Teddy Roosevelt, New York’s Police commissioner in the 1890s, Cardona continued, “was the embodiment of rectitude: a man who held himself to a higher standard than he expected from others. A century apart, Teddy Roosevelt and Bernie Kerik held the same job. There the similarity ends.”

Before Rudy opens his mouth again about leadership, he may want to read some history.

End of the Road. A unanimous New Jersey state appellate panel has upheld the convictions of former NYPD Deputy commissioner Garry McCarthy and his wife Regina over what is surely the most expensive parking ticket in the history of the automobile.

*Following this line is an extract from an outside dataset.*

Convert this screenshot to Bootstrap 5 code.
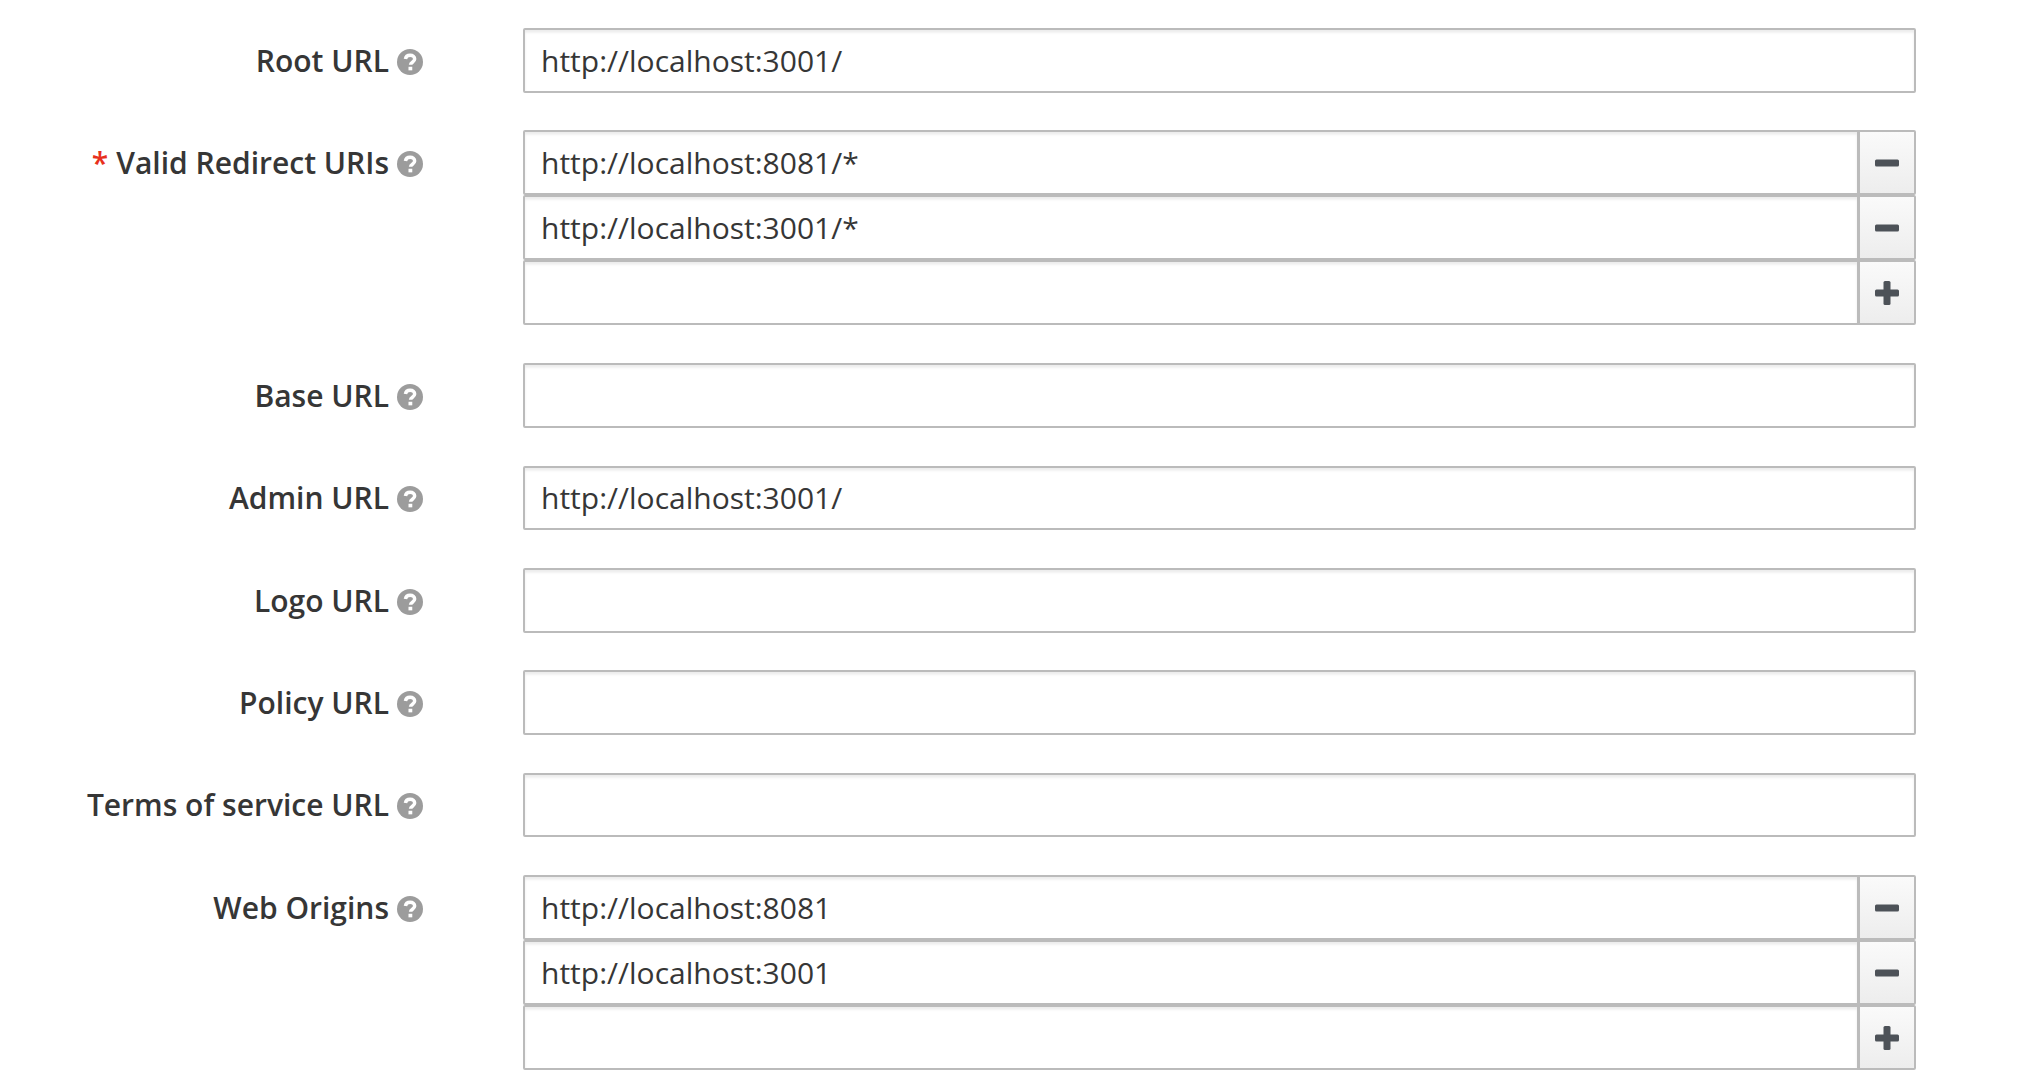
<!DOCTYPE html>
<html lang="en">
<head>
  <meta charset="UTF-8" />
  <title>Client Settings</title>
  <link href="https://cdn.jsdelivr.net/npm/bootstrap@5.3.0/dist/css/bootstrap.min.css" rel="stylesheet" />
  <style>
    body { font-family: "Open Sans", sans-serif; color: #363636; background: #fff; }
    .settings-form { padding: 28px 102px 0 0; }
    .field-row { margin-bottom: 37.9px; }
    .field-label { width: 423px; flex: none; padding-top: 12.5px; font-size: 30px; font-weight: 600; line-height: 40px; margin: 0; gap: 8px; }
    .required-mark { color: #e8301c; margin-right: 8px; }
    .help-icon { width: 26px; height: 26px; flex: none; margin-top: 8px; }
    .field-body { margin-left: 100px; flex: 1; }
    .url-input.form-control { height: 64.5px; padding: 0 16px; font-size: 30px; line-height: 40px; color: #363636; border: 2.5px solid #bbb; border-radius: 2px; box-shadow: inset 0 2.5px 2.5px rgba(3,3,3,.08); }
    .url-input.form-control:focus { border-color: #bbb; box-shadow: inset 0 2.5px 2.5px rgba(3,3,3,.08); }
    .input-group > .url-input.form-control { height: 65px; border-radius: 2px 0 0 2px; }
    .list-btn.btn { width: 58px; padding: 0; height: 65px; border: 2.5px solid #bbb; border-radius: 0 2px 2px 0; background: linear-gradient(#fafafa, #ededed); margin-left: -2.5px; display: flex; align-items: center; justify-content: center; }
    .list-btn svg { width: 24px; height: 24px; }
  </style>
</head>
<body>
  <svg class="d-none">
    <symbol id="help" viewBox="0 0 24 24">
      <circle cx="12" cy="12" r="12" fill="#9c9c9c" />
      <path d="M7.800 9.300c.3-2.200 2-3.500 4.300-3.500 2.500 0 4.200 1.400 4.200 3.500 0 3-3.800 2.700-3.800 5.300" fill="none" stroke="#fff" stroke-width="3.200" />
      <rect x="10.600" y="16.400" width="3.500" height="3.300" fill="#fff" />
    </symbol>
    <symbol id="minus" viewBox="0 0 24 24">
      <rect y="8.500" width="24" height="7" rx="1.500" fill="#4d5258" />
    </symbol>
    <symbol id="plus" viewBox="0 0 24 24">
      <rect y="8.500" width="24" height="7" rx="1.500" fill="#4d5258" />
      <rect x="8.500" width="7" height="24" rx="1.500" fill="#4d5258" />
    </symbol>
  </svg>

  <form class="settings-form">
    <div class="field-row d-flex">
      <label class="field-label d-flex justify-content-end align-items-start">
        <span>Root URL</span>
        <svg class="help-icon"><use href="#help" /></svg>
      </label>
      <div class="field-body">
        <input class="form-control url-input" value="http://localhost:3001/" />
      </div>
    </div>

    <div class="field-row d-flex">
      <label class="field-label d-flex justify-content-end align-items-start">
        <span><span class="required-mark">*</span>Valid Redirect URIs</span>
        <svg class="help-icon"><use href="#help" /></svg>
      </label>
      <div class="field-body">
        <div class="input-group">
          <input class="form-control url-input" value="http://localhost:8081/*" />
          <button type="button" class="btn list-btn" aria-label="Remove"><svg><use href="#minus" /></svg></button>
        </div>
        <div class="input-group">
          <input class="form-control url-input" value="http://localhost:3001/*" />
          <button type="button" class="btn list-btn" aria-label="Remove"><svg><use href="#minus" /></svg></button>
        </div>
        <div class="input-group">
          <input class="form-control url-input" />
          <button type="button" class="btn list-btn" aria-label="Add"><svg><use href="#plus" /></svg></button>
        </div>
      </div>
    </div>

    <div class="field-row d-flex">
      <label class="field-label d-flex justify-content-end align-items-start">
        <span>Base URL</span>
        <svg class="help-icon"><use href="#help" /></svg>
      </label>
      <div class="field-body">
        <input class="form-control url-input" />
      </div>
    </div>

    <div class="field-row d-flex">
      <label class="field-label d-flex justify-content-end align-items-start">
        <span>Admin URL</span>
        <svg class="help-icon"><use href="#help" /></svg>
      </label>
      <div class="field-body">
        <input class="form-control url-input" value="http://localhost:3001/" />
      </div>
    </div>

    <div class="field-row d-flex">
      <label class="field-label d-flex justify-content-end align-items-start">
        <span>Logo URL</span>
        <svg class="help-icon"><use href="#help" /></svg>
      </label>
      <div class="field-body">
        <input class="form-control url-input" />
      </div>
    </div>

    <div class="field-row d-flex">
      <label class="field-label d-flex justify-content-end align-items-start">
        <span>Policy URL</span>
        <svg class="help-icon"><use href="#help" /></svg>
      </label>
      <div class="field-body">
        <input class="form-control url-input" />
      </div>
    </div>

    <div class="field-row d-flex">
      <label class="field-label d-flex justify-content-end align-items-start">
        <span>Terms of service URL</span>
        <svg class="help-icon"><use href="#help" /></svg>
      </label>
      <div class="field-body">
        <input class="form-control url-input" />
      </div>
    </div>

    <div class="field-row d-flex">
      <label class="field-label d-flex justify-content-end align-items-start">
        <span>Web Origins</span>
        <svg class="help-icon"><use href="#help" /></svg>
      </label>
      <div class="field-body">
        <div class="input-group">
          <input class="form-control url-input" value="http://localhost:8081" />
          <button type="button" class="btn list-btn" aria-label="Remove"><svg><use href="#minus" /></svg></button>
        </div>
        <div class="input-group">
          <input class="form-control url-input" value="http://localhost:3001" />
          <button type="button" class="btn list-btn" aria-label="Remove"><svg><use href="#minus" /></svg></button>
        </div>
        <div class="input-group">
          <input class="form-control url-input" />
          <button type="button" class="btn list-btn" aria-label="Add"><svg><use href="#plus" /></svg></button>
        </div>
      </div>
    </div>
  </form>

  <script src="https://cdn.jsdelivr.net/npm/bootstrap@5.3.0/dist/js/bootstrap.bundle.min.js"></script>
</body>
</html>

The fighting McCarthys were arrested in 2005 after they argued with the Palisades Parkway Police, who had ticketed their daughter Kyla for parking in a handicapped zone. McCarthy was subsequently appointed to head the Newark police department and appears to be doing as much as a human being can to fight crime in what seems a no-win situation.

The Khun Sa Passes. Your Humble Servant could not let the passing of the Asian drug lord Khun Sa go unnoticed. The Khun Sa died at age 73, a long life for a drug king pin. In the end, he surrendered to authorities in Myanmar, not to Howard Safir.

In 1998, in yet another low point as police commissioner, Safir taunted Bill Bratton as “some airport cop from Boston,” while boasting that he, Safir, a former federal marshal, had pursued the Khun Sa.

Bratton responded: “I wasn’t dealing on the international scene, flying around the world, chasing Khun Sa, who, I believe was never caught. I can understand Howard’s frustration. Like Rodney Dangerfield, he doesn’t get any respect."